Failing to Recognize the Transition from Sshum to Official Exclusivity
The concept of the talking stage has a very specific, structured name in Korea: Sshum. This is the ambiguous, butterfly-inducing phase where two people clearly like each other, hang out frequently, and text constantly, but have not defined the relationship.
The mistake many internationals make is letting this phase drag on indefinitely, assuming that if you are acting like a couple, you are a couple. In many cultures, exclusivity is an unspoken assumption that builds over time. In Korea, you are not officially boyfriend and girlfriend until the explicit verbal confession, known as Gobaek, happens.
Usually, this confession takes place around the third to fifth date, or within the first month of consistent meeting. If you let multiple months pass without explicitly asking them to be your partner, the local individual will assume you are just playing games, looking for a casual situation, or treating them as an experiment. They will quickly detach and move on to someone who is willing to give them structural certainty.

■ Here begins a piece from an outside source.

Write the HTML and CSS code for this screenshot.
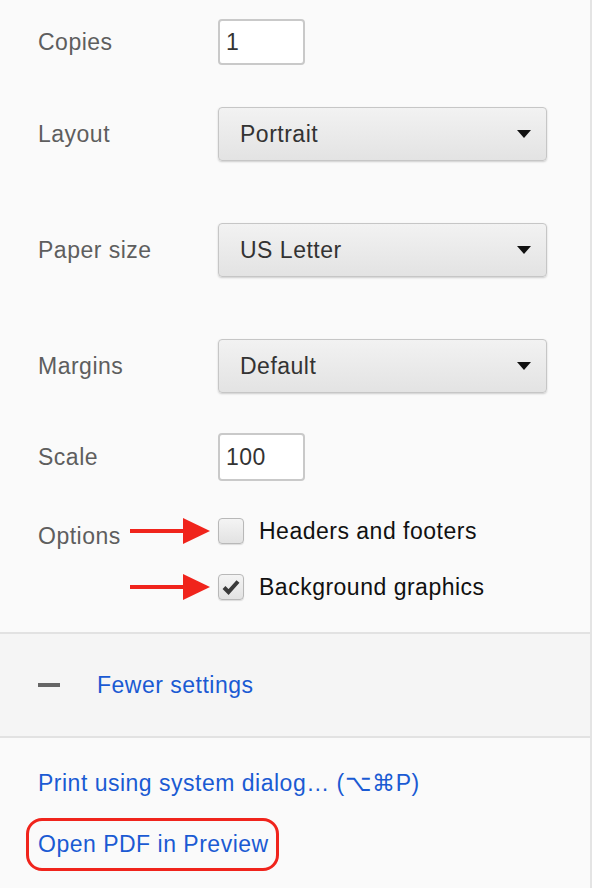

Ignoring the Subtle Importance of Public Presentation and Shared Spaces
Korea is a hyper-visual society where how you present yourself as a collective unit matters significantly. While grand public displays of affection like intense kissing are highly frowned upon and make locals deeply uncomfortable, subtle public synchronization is adored.
This is the birthplace of couple matching outfits, matching phone cases, and celebrating distinct relationship milestones like the hundred-day anniversary. For many expats, these traditions can initially feel overly commercialized, childish, or expensive.
Dismissing these elements as silly or refusing to participate can inadvertently signal to your partner that you are not proud to be seen with them.
You do not need to wear identical head-to-toe outfits, but participating in the small, cute rituals, taking photos together at local photo booths, and leaning into the playful aesthetic of Korean romance shows that you respect their world. It proves you are willing to meet them halfway instead of forcing them to adapt entirely to your cultural defaults.